Transcribe each line of the material as it is, and drop any picture.

Provided data:

************

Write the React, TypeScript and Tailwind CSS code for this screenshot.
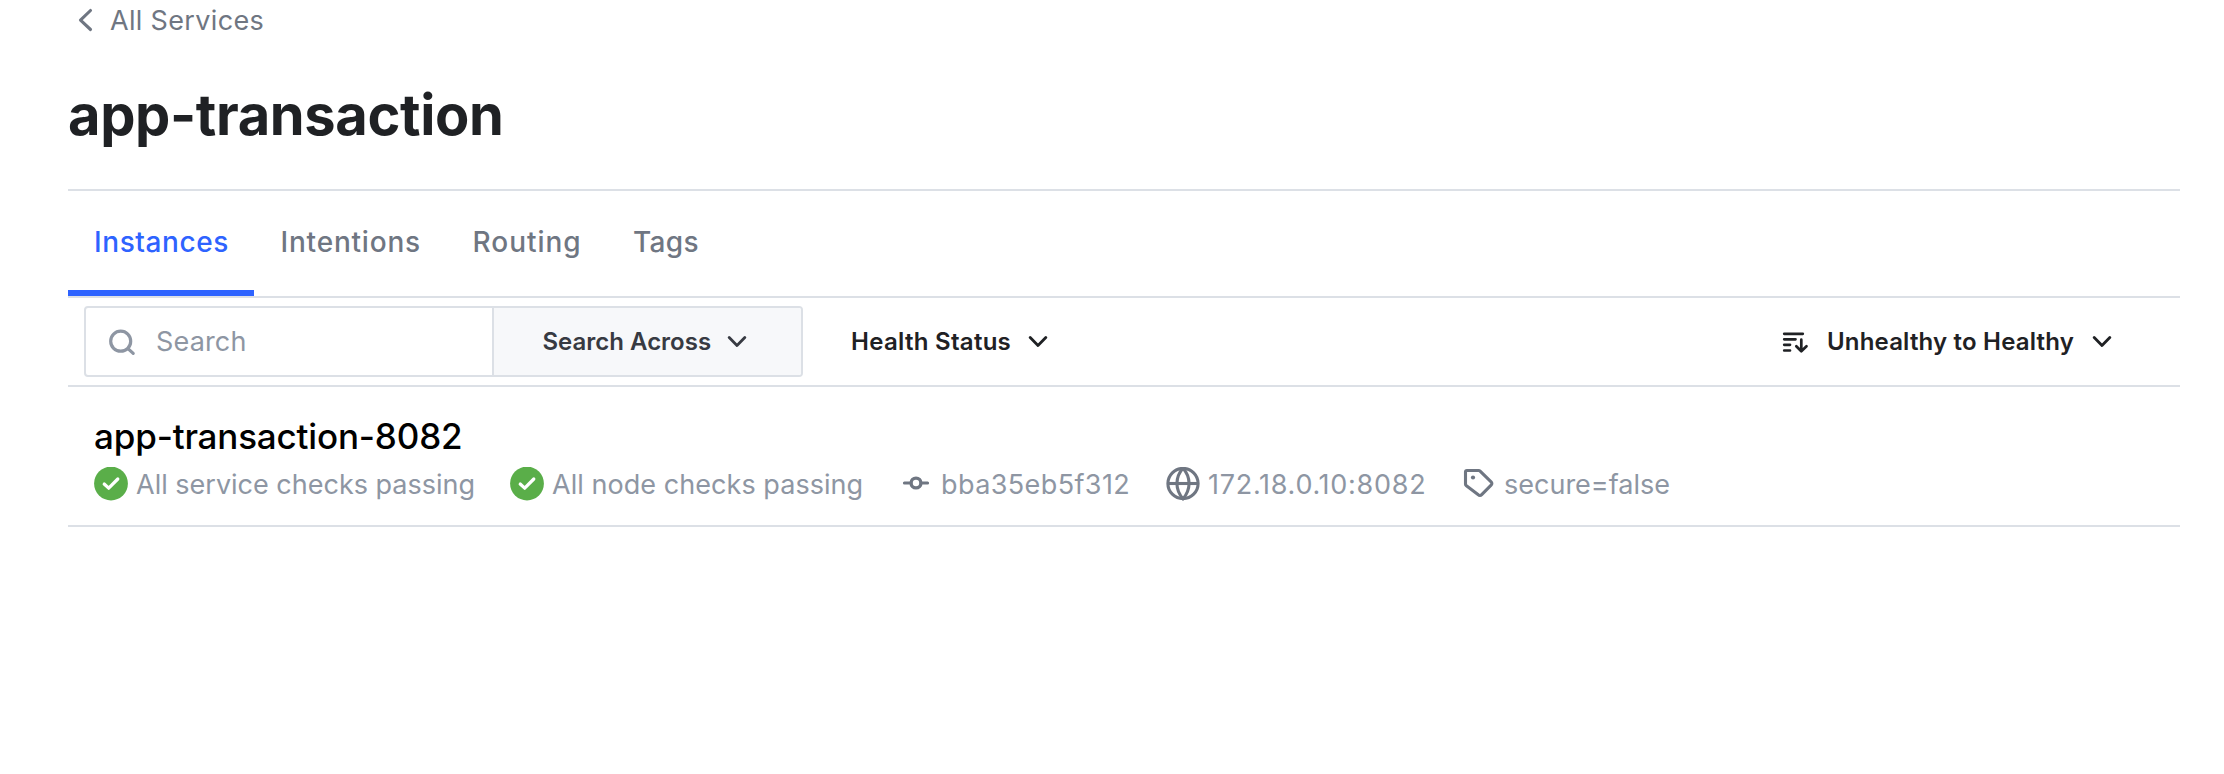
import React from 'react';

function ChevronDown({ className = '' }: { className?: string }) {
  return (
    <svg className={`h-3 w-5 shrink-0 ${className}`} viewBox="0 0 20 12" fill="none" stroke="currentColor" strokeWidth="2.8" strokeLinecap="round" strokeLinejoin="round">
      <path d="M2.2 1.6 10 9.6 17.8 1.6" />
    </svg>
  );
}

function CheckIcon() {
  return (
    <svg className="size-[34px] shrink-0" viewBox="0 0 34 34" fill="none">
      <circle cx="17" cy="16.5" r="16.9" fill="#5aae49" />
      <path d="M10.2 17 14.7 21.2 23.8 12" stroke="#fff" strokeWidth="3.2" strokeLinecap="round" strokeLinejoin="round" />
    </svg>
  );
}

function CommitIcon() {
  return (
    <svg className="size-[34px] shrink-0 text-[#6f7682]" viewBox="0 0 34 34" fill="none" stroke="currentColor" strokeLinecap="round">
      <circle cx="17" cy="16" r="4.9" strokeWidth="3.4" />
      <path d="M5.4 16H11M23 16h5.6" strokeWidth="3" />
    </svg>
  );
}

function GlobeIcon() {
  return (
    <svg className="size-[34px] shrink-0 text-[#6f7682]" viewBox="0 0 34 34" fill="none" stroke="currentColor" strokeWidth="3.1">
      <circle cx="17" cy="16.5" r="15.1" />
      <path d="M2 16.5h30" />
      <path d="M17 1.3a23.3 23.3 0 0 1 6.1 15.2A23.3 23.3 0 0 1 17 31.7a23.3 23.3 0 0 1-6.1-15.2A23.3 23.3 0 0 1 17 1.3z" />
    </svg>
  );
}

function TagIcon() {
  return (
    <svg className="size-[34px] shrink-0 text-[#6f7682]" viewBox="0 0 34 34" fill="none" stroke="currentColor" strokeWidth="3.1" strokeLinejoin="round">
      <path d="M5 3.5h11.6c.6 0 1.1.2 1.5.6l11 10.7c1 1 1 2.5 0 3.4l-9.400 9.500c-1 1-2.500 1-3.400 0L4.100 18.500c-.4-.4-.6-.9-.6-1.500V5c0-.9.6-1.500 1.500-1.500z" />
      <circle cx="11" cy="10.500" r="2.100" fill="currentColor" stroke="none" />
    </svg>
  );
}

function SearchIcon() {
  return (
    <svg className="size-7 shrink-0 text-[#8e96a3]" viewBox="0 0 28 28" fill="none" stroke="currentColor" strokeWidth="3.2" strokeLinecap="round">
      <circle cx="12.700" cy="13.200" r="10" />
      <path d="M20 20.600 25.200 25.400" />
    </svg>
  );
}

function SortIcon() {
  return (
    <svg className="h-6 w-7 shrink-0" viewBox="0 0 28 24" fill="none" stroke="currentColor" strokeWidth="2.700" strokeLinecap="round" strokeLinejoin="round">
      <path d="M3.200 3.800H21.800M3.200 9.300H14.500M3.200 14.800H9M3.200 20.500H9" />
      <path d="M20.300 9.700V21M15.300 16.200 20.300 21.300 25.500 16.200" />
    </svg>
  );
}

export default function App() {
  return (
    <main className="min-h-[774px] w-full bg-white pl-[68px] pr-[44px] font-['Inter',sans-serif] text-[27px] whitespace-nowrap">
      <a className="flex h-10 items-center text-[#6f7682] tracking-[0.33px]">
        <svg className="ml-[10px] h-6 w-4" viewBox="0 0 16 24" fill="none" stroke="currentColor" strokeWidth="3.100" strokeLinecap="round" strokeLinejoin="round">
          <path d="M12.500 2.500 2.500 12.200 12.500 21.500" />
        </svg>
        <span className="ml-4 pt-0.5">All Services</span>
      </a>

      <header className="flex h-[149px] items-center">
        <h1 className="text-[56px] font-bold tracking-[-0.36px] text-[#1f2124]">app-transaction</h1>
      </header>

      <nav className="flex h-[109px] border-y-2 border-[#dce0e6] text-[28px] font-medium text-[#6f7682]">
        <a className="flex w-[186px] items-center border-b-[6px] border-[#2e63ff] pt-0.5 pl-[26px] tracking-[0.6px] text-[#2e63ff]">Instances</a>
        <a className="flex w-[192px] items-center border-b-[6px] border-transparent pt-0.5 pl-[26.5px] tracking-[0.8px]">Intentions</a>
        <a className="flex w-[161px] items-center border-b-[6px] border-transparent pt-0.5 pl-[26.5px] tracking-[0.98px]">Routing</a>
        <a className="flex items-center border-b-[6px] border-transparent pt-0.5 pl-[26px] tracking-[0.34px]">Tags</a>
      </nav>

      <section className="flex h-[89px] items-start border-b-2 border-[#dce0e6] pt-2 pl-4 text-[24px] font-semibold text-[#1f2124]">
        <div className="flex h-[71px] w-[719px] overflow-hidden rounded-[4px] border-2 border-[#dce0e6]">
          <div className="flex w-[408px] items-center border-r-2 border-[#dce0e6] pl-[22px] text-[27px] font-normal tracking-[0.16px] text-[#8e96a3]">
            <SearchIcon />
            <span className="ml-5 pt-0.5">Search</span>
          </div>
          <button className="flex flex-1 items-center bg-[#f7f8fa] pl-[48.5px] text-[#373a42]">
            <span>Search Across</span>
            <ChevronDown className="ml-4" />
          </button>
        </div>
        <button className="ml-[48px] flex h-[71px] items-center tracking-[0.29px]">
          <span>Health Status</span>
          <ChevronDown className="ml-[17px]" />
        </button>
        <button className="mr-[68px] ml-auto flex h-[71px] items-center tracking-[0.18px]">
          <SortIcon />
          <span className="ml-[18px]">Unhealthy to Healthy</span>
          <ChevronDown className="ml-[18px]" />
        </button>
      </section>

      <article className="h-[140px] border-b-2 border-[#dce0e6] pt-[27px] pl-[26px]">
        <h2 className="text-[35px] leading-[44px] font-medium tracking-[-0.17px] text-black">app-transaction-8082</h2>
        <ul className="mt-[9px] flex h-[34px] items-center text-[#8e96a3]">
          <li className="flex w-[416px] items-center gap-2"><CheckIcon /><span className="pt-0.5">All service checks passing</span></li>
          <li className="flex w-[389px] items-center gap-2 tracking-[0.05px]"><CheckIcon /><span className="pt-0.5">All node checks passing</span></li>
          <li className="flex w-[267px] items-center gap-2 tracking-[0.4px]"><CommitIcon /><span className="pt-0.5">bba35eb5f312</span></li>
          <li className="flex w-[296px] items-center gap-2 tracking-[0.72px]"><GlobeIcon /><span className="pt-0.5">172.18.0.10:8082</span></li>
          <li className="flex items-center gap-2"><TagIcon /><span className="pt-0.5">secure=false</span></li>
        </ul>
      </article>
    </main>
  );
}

************

Task response:
Write the React, TypeScript and Tailwind CSS code for this screenshot.
import React from 'react';

function ChevronDown({ className = '' }: { className?: string }) {
  return (
    <svg className={`h-3 w-5 shrink-0 ${className}`} viewBox="0 0 20 12" fill="none" stroke="currentColor" strokeWidth="2.8" strokeLinecap="round" strokeLinejoin="round">
      <path d="M2.2 1.6 10 9.6 17.8 1.6" />
    </svg>
  );
}

function CheckIcon() {
  return (
    <svg className="size-[34px] shrink-0" viewBox="0 0 34 34" fill="none">
      <circle cx="17" cy="16.5" r="16.9" fill="#5aae49" />
      <path d="M10.2 17 14.7 21.2 23.8 12" stroke="#fff" strokeWidth="3.2" strokeLinecap="round" strokeLinejoin="round" />
    </svg>
  );
}

function CommitIcon() {
  return (
    <svg className="size-[34px] shrink-0 text-[#6f7682]" viewBox="0 0 34 34" fill="none" stroke="currentColor" strokeLinecap="round">
      <circle cx="17" cy="16" r="4.9" strokeWidth="3.4" />
      <path d="M5.4 16H11M23 16h5.6" strokeWidth="3" />
    </svg>
  );
}

function GlobeIcon() {
  return (
    <svg className="size-[34px] shrink-0 text-[#6f7682]" viewBox="0 0 34 34" fill="none" stroke="currentColor" strokeWidth="3.1">
      <circle cx="17" cy="16.5" r="15.1" />
      <path d="M2 16.5h30" />
      <path d="M17 1.3a23.3 23.3 0 0 1 6.1 15.2A23.3 23.3 0 0 1 17 31.7a23.3 23.3 0 0 1-6.1-15.2A23.3 23.3 0 0 1 17 1.3z" />
    </svg>
  );
}

function TagIcon() {
  return (
    <svg className="size-[34px] shrink-0 text-[#6f7682]" viewBox="0 0 34 34" fill="none" stroke="currentColor" strokeWidth="3.1" strokeLinejoin="round">
      <path d="M5 3.5h11.6c.6 0 1.1.2 1.5.6l11 10.7c1 1 1 2.5 0 3.4l-9.400 9.500c-1 1-2.500 1-3.400 0L4.100 18.500c-.4-.4-.6-.9-.6-1.500V5c0-.9.6-1.500 1.500-1.500z" />
      <circle cx="11" cy="10.500" r="2.100" fill="currentColor" stroke="none" />
    </svg>
  );
}

function SearchIcon() {
  return (
    <svg className="size-7 shrink-0 text-[#8e96a3]" viewBox="0 0 28 28" fill="none" stroke="currentColor" strokeWidth="3.2" strokeLinecap="round">
      <circle cx="12.700" cy="13.200" r="10" />
      <path d="M20 20.600 25.200 25.400" />
    </svg>
  );
}

function SortIcon() {
  return (
    <svg className="h-6 w-7 shrink-0" viewBox="0 0 28 24" fill="none" stroke="currentColor" strokeWidth="2.700" strokeLinecap="round" strokeLinejoin="round">
      <path d="M3.200 3.800H21.800M3.200 9.300H14.500M3.200 14.800H9M3.200 20.500H9" />
      <path d="M20.300 9.700V21M15.300 16.200 20.300 21.300 25.500 16.200" />
    </svg>
  );
}

export default function App() {
  return (
    <main className="min-h-[774px] w-full bg-white pl-[68px] pr-[44px] font-['Inter',sans-serif] text-[27px] whitespace-nowrap">
      <a className="flex h-10 items-center text-[#6f7682] tracking-[0.33px]">
        <svg className="ml-[10px] h-6 w-4" viewBox="0 0 16 24" fill="none" stroke="currentColor" strokeWidth="3.100" strokeLinecap="round" strokeLinejoin="round">
          <path d="M12.500 2.500 2.500 12.200 12.500 21.500" />
        </svg>
        <span className="ml-4 pt-0.5">All Services</span>
      </a>

      <header className="flex h-[149px] items-center">
        <h1 className="text-[56px] font-bold tracking-[-0.36px] text-[#1f2124]">app-transaction</h1>
      </header>

      <nav className="flex h-[109px] border-y-2 border-[#dce0e6] text-[28px] font-medium text-[#6f7682]">
        <a className="flex w-[186px] items-center border-b-[6px] border-[#2e63ff] pt-0.5 pl-[26px] tracking-[0.6px] text-[#2e63ff]">Instances</a>
        <a className="flex w-[192px] items-center border-b-[6px] border-transparent pt-0.5 pl-[26.5px] tracking-[0.8px]">Intentions</a>
        <a className="flex w-[161px] items-center border-b-[6px] border-transparent pt-0.5 pl-[26.5px] tracking-[0.98px]">Routing</a>
        <a className="flex items-center border-b-[6px] border-transparent pt-0.5 pl-[26px] tracking-[0.34px]">Tags</a>
      </nav>

      <section className="flex h-[89px] items-start border-b-2 border-[#dce0e6] pt-2 pl-4 text-[24px] font-semibold text-[#1f2124]">
        <div className="flex h-[71px] w-[719px] overflow-hidden rounded-[4px] border-2 border-[#dce0e6]">
          <div className="flex w-[408px] items-center border-r-2 border-[#dce0e6] pl-[22px] text-[27px] font-normal tracking-[0.16px] text-[#8e96a3]">
            <SearchIcon />
            <span className="ml-5 pt-0.5">Search</span>
          </div>
          <button className="flex flex-1 items-center bg-[#f7f8fa] pl-[48.5px] text-[#373a42]">
            <span>Search Across</span>
            <ChevronDown className="ml-4" />
          </button>
        </div>
        <button className="ml-[48px] flex h-[71px] items-center tracking-[0.29px]">
          <span>Health Status</span>
          <ChevronDown className="ml-[17px]" />
        </button>
        <button className="mr-[68px] ml-auto flex h-[71px] items-center tracking-[0.18px]">
          <SortIcon />
          <span className="ml-[18px]">Unhealthy to Healthy</span>
          <ChevronDown className="ml-[18px]" />
        </button>
      </section>

      <article className="h-[140px] border-b-2 border-[#dce0e6] pt-[27px] pl-[26px]">
        <h2 className="text-[35px] leading-[44px] font-medium tracking-[-0.17px] text-black">app-transaction-8082</h2>
        <ul className="mt-[9px] flex h-[34px] items-center text-[#8e96a3]">
          <li className="flex w-[416px] items-center gap-2"><CheckIcon /><span className="pt-0.5">All service checks passing</span></li>
          <li className="flex w-[389px] items-center gap-2 tracking-[0.05px]"><CheckIcon /><span className="pt-0.5">All node checks passing</span></li>
          <li className="flex w-[267px] items-center gap-2 tracking-[0.4px]"><CommitIcon /><span className="pt-0.5">bba35eb5f312</span></li>
          <li className="flex w-[296px] items-center gap-2 tracking-[0.72px]"><GlobeIcon /><span className="pt-0.5">172.18.0.10:8082</span></li>
          <li className="flex items-center gap-2"><TagIcon /><span className="pt-0.5">secure=false</span></li>
        </ul>
      </article>
    </main>
  );
}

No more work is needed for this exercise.